One was front and center for the nation to see in the season opener against the Buccaneers: Tom Brady threw a screen pass to Leonard Fournette, who volleyed the ball off his hands and up the field to a closing Diggs. Sunday against the Giants, Diggs was beat deep by CJ Board and Mike Glennon criminally under threw the pass directly into Diggs’ arms. Against the Panthers there was a clear cut miscommunication between Sam Darnold and Robby Anderson that ended with Darnold stepping up and delivering the ball on a rope to an unsuspecting Diggs. Another interception against the Eagles was admittedly a great break on a short out route by Diggs, but Devonta Smith also slipped, making the interception uncontested.

This isn’t to say Diggs isn’t a great cornerback -- he’s incredible. In fact, he’s allowed the lowest passer rating when targeted this season, per PFF. And the other two interceptions not addressed were phenomenal jumps on elite receivers in Keenan Allen and DJ Moore.
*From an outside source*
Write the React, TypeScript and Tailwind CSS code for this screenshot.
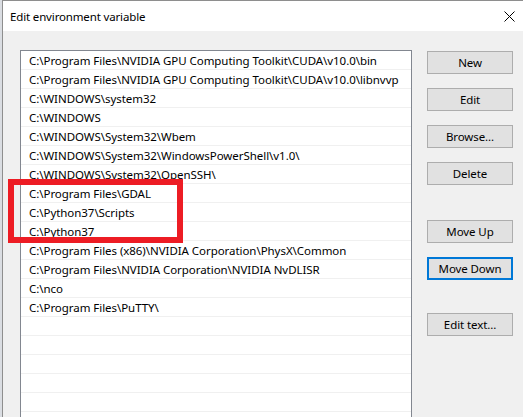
import React from 'react';

const paths = [
  'C:\\Program Files\\NVIDIA GPU Computing Toolkit\\CUDA\\v10.0\\bin',
  'C:\\Program Files\\NVIDIA GPU Computing Toolkit\\CUDA\\v10.0\\libnvvp',
  'C:\\WINDOWS\\system32',
  'C:\\WINDOWS',
  'C:\\WINDOWS\\System32\\Wbem',
  'C:\\WINDOWS\\System32\\WindowsPowerShell\\v1.0\\',
  'C:\\WINDOWS\\System32\\OpenSSH\\',
  'C:\\Program Files\\GDAL',
  'C:\\Python37\\Scripts',
  'C:\\Python37',
  'C:\\Program Files (x86)\\NVIDIA Corporation\\PhysX\\Common',
  'C:\\Program Files\\NVIDIA Corporation\\NVIDIA NvDLISR',
  'C:\\nco',
  'C:\\Program Files\\PuTTY\\',
  '', '', '', '', '', '',
];

function Btn({ label, focused, className = '' }: { label: string; focused?: boolean; className?: string }) {
  return (
    <button
      className={
        'w-[86px] h-[23px] flex items-center justify-center bg-[#e1e1e1] text-black text-[11.5px] tracking-[-0.1px] ' +
        (focused ? 'border-2 border-[#0078d7] ' : 'border border-[#adadad] ') +
        className
      }
    >
      {label}
    </button>
  );
}

export default function App() {
  return (
    <div
      className="w-[523px] h-[417px] overflow-hidden flex bg-[#d9d9d9] relative"
      style={{ fontFamily: '"Noto Sans", "Open Sans", sans-serif' }}
    >
      <div className="w-[2px] shrink-0 bg-[#dadde2]" />
      <div className="flex-1 flex flex-col border-l border-t border-[#8e8e8e] bg-[#f0f0f0]">
        {/* title bar */}
        <div className="h-[30px] shrink-0 bg-white flex items-center justify-between pl-[7px] pr-[7px]">
          <span className="text-[11.5px] tracking-[-0.15px] text-black pt-[1px]">Edit environment variable</span>
          <svg width="11" height="11" viewBox="0 0 11 11" className="mr-[1px]">
            <path d="M0.5 0.5 L10.5 10.5 M10.5 0.5 L0.5 10.5" stroke="#000" strokeWidth="1" />
          </svg>
        </div>

        {/* body */}
        <div className="flex pl-[17px] pt-[19px] gap-[15px]">
          <div className="w-[392px] h-[400px] bg-white border border-[#828790] flex flex-col">
            {paths.map((p, i) => (
              <div
                key={i}
                className="h-[19px] shrink-0 border-b border-[#f0f0f0] pl-2 pt-[1px] text-[11.5px] tracking-[-0.05px] leading-[18px] text-black whitespace-nowrap overflow-hidden"
              >
                {p}
              </div>
            ))}
          </div>

          <div className="flex flex-col pt-[1px]">
            <Btn label="New" />
            <Btn label="Edit" className="mt-[14px]" />
            <Btn label="Browse..." className="mt-[14px]" />
            <Btn label="Delete" className="mt-[14px]" />
            <Btn label="Move Up" className="mt-[35px]" />
            <Btn label="Move Down" focused className="mt-[14px]" />
            <Btn label="Edit text..." className="mt-[33px]" />
          </div>
        </div>
      </div>

      {/* red annotation box */}
      <div className="absolute left-[8px] top-[179px] w-[175px] h-[64px] border-[6px] border-[#ed1c24]" />
    </div>
  );
}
Again, Diggs is phenomenal and well on his way to being among the elite cornerbacks in the NFL. But it’s worth pointing out that four of his six interceptions come with planet sized asterisks. Without them, Dallas would not be perceived as a powerhouse defense.

Lucky for the Patriots, luck tends to regress over time. What better time for the Cowboys’ interception luck to regress than against an offense as safe as that of the Patriots?

Here are three more aspects of the Dallas Cowboys to keep an eye on this Sunday...

Tag Team, Back Again

Kellen Moore’s tenure as Cowboys offensive coordinator has seen the transition from the arcane offense of the Jason Garrett era to a more progressive scheme. One of the major aspects of this is actually using a second running back. It’s no mistake that all the best offenses with the top offensive minds do this: the Patriots, the Shanahans in various iterations, Sean McVay, and both LaFleurs. Even Sean Payton has consistently given carries to the various Alvin Kamara backups.

Whether it was the hit on Tony Pollard in the fourth round of the 2019 draft or the realization that Zeke Elliott won’t continue to hold up for entire seasons now that there’s an extra regular season game, the Cowboys are finally falling in line with the multi-running back trend. Elliott and Pollard are third and eighth in the league in rushing yards and tenth and second in yards per attempt, respectively. For the first time in his career, Elliott isn’t on the field for nearly 90% of Dallas’ total snaps -- much to he and the Cowboys’ benefit.

Dakota Rain

Dak Prescott is lighting it up through five games. He has the second-highest completion percentage in the NFL, is fourth in touchdown percentage, and is top five in any variation of the “yards per attempt” statistic you can get your hands on. The small contingency of people who still denigrate Dak have very little to point to this season. Aside from an overthrow that was intercepted against the Chargers, Dak has gone punch for punch with Tom Brady when Dallas’ running game was useless against the Buccaneers and outdueled Justin Herbert. Per PFF, Dak had an 82.1 adjusted completion percentage against the Eagles as well as zero turnover-worthy plays against the Panthers. He’s the MVP standing in plain sight.

I’ll Be Dak...With Weapons

What better way to support your MVP-caliber quarterback than to have the most stacked pass catching corps in the NFL? Amari Cooper, CeeDee Lamb, and Michael Gallup were already considered the best wide receiver trio in the NFL in 2020 (well, before Antonio Brown signed with the Buccaneers). Gallup is on injured reserve, but 2018 sixth-round pick Cedrick Wilson has slotted in nicely to the third wide receiver slot. Blake Jarwin and Dalton Schultz are a true tight end duo, with neither having significantly more targets or snap share than the other -- another avenue by which Kellen Moore has modernized the Cowboys offense.